What Do You Need to Know About Child Support?

Everyone has heard about child support. We all either pay it, receive it or know someone who does. Vermont has a whole department for collecting it - the Office of Child Support. You may have heard about "deadbeat dads" who don't pay their child support, because politicians and television news stories love to chatter about that topic. You may have heard that you could lose your driver's license if you don't pay your child support.

 

If you’re reading this page, you probably have some questions about child support, either because you are either going to be paying or receiving it sometime soon.

 

Here's what you need to know:

 

What is Child Support?

Child support is a payment from the parent who has fewer overnights with the kids to the parent who has more overnights.

 

The first question for figuring out child support is which parent has physical responsibilities for the kids. For purposes of child support, all this means is which parent has more overnight visits? After that, the judge or magistrate will use the child support guideline in most cases to set an amount of child support.

 

Once you know how many overnights you will have with your kids, most of the time your child support figure will be decided using the "child support guideline." This is a formula used by the Office of Child Support (often called "OCS"). If you know your monthly income, the other parent's monthly income, and how many overnights you have, you can figure out yourself how much the child support will probably be. Check it out here.

 

Exceptions to the Child Support Guidelines

Of course, there are exceptions to the guideline amounts. There are always exceptions! Here are some reasons why a magistrate or judge might change the guideline amount in your case. This is called a “deviation” from the guideline. The most common reasons to deviate from the guideline are

  1. where a child has unusually expensive needs, such as expensive educational or healthcare needs, or mobility challenges

  2. where the parent paying child support lives far away and needs expensive travel (plane tickets!) to visit the children

  3. where one parent is going back to school to increase their earning potential.

 

Who Decides Child Support?

First, the magistrate decides the child support amount as part of a temporary order.
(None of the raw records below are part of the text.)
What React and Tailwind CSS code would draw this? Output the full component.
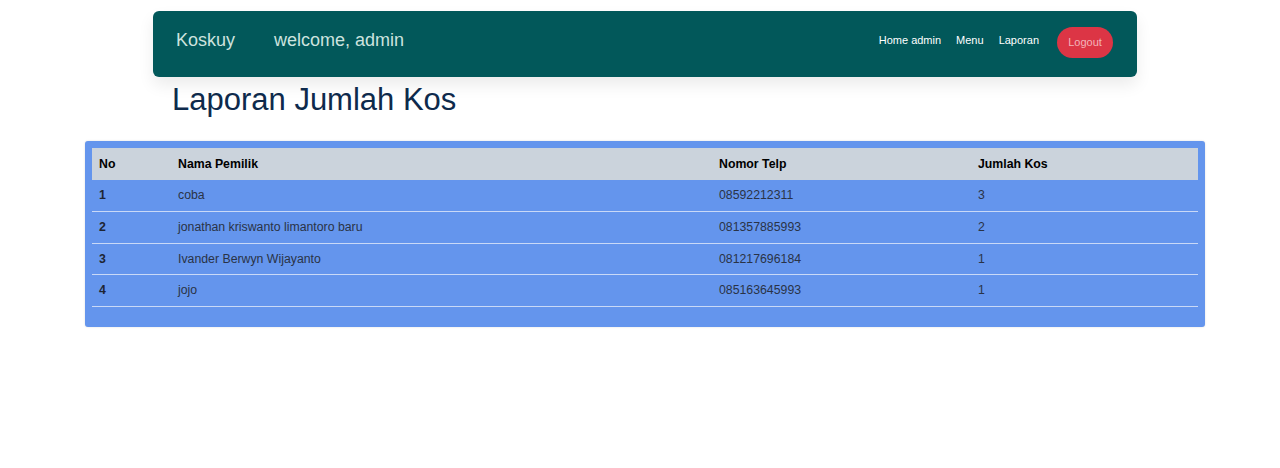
import React from 'react'

const rows = [
  { no: 1, nama: 'coba', telp: '08592212311', jumlah: 3 },
  { no: 2, nama: 'jonathan kriswanto limantoro baru', telp: '081357885993', jumlah: 2 },
  { no: 3, nama: 'Ivander Berwyn Wijayanto', telp: '081217696184', jumlah: 1 },
  { no: 4, nama: 'jojo', telp: '085163645993', jumlah: 1 },
]

function Navbar() {
  return (
    <nav className="ml-[153px] mt-[11px] flex h-[66px] w-[984px] items-center justify-between rounded-md bg-[#02585a] pb-[11px] pl-[23px] pr-[24px] pt-[3px] shadow-[0_8px_16px_rgba(0,0,0,0.08)]">
      <div className="flex items-center text-[18px] text-[#cde3df]">
        <span>Koskuy</span>
        <span className="ml-[39px]">welcome, admin</span>
      </div>
      <div className="flex items-center text-[11px] text-white">
        <a className="mr-[15px]">Home admin</a>
        <a className="mr-[15px]">Menu</a>
        <a className="mr-[18px]">Laporan</a>
        <button className="mt-[4px] h-[31px] w-[56px] rounded-full bg-[#dc3545] text-[11px] text-[#f3b3b9]">
          Logout
        </button>
      </div>
    </nav>
  )
}

export default function App() {
  return (
    <div className="min-h-[468px] bg-white font-['Liberation_Sans',Arial,sans-serif] text-[#212529]">
      <Navbar />
      <div className="ml-[153px] w-[984px]">
        <h1 className="ml-[19px] mt-[4px] text-[31px] leading-[37px] text-[#0e2a4c]">Laporan Jumlah Kos</h1>
      </div>

      <div className="ml-[85px] mt-[23px] w-[1120px] rounded-[3px] bg-[#6495ed] p-[7px] pb-[20px] shadow-[0_0_2px_rgba(0,0,0,0.15)]">
        <table className="w-full border-collapse text-left text-[12.3px]">
          <thead>
            <tr className="bg-[#cbd3dc] text-black">
              <th className="h-[32px] w-[79px] px-[7px] font-bold">No</th>
              <th className="w-[541px] px-[7px] font-bold">Nama Pemilik</th>
              <th className="w-[259px] px-[7px] font-bold">Nomor Telp</th>
              <th className="px-[7px] font-bold">Jumlah Kos</th>
            </tr>
          </thead>
          <tbody>
            {rows.map((r) => (
              <tr key={r.no} className="border-b border-[#c9d9f7] text-[#2a3346]">
                <td className="h-[31.5px] px-[7px] font-bold text-[#1e2533]">{r.no}</td>
                <td className="px-[7px]">{r.nama}</td>
                <td className="px-[7px]">{r.telp}</td>
                <td className="px-[7px]">{r.jumlah}</td>
              </tr>
            ))}
          </tbody>
        </table>
      </div>
    </div>
  )
}
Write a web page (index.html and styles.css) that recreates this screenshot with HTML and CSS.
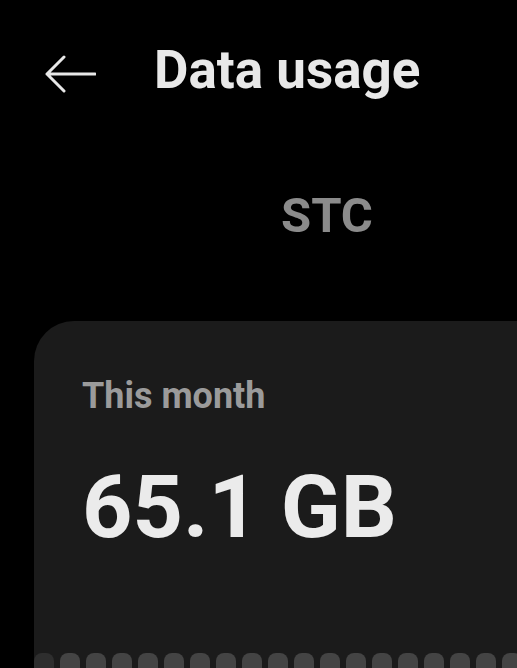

This might happen because you agreed on child support at a case manager's conference and the magistrate signed your agreement. Otherwise, it will happen at a hearing with the magistrate to determine parental responsibilities and child support.

 

Once there is a temporary order, the judge may change the child support amount either because you agreed to a final amount with the other parent or after a final hearing. Depending on the judge, you may need to go back to the magistrate to get a final Child Support Order.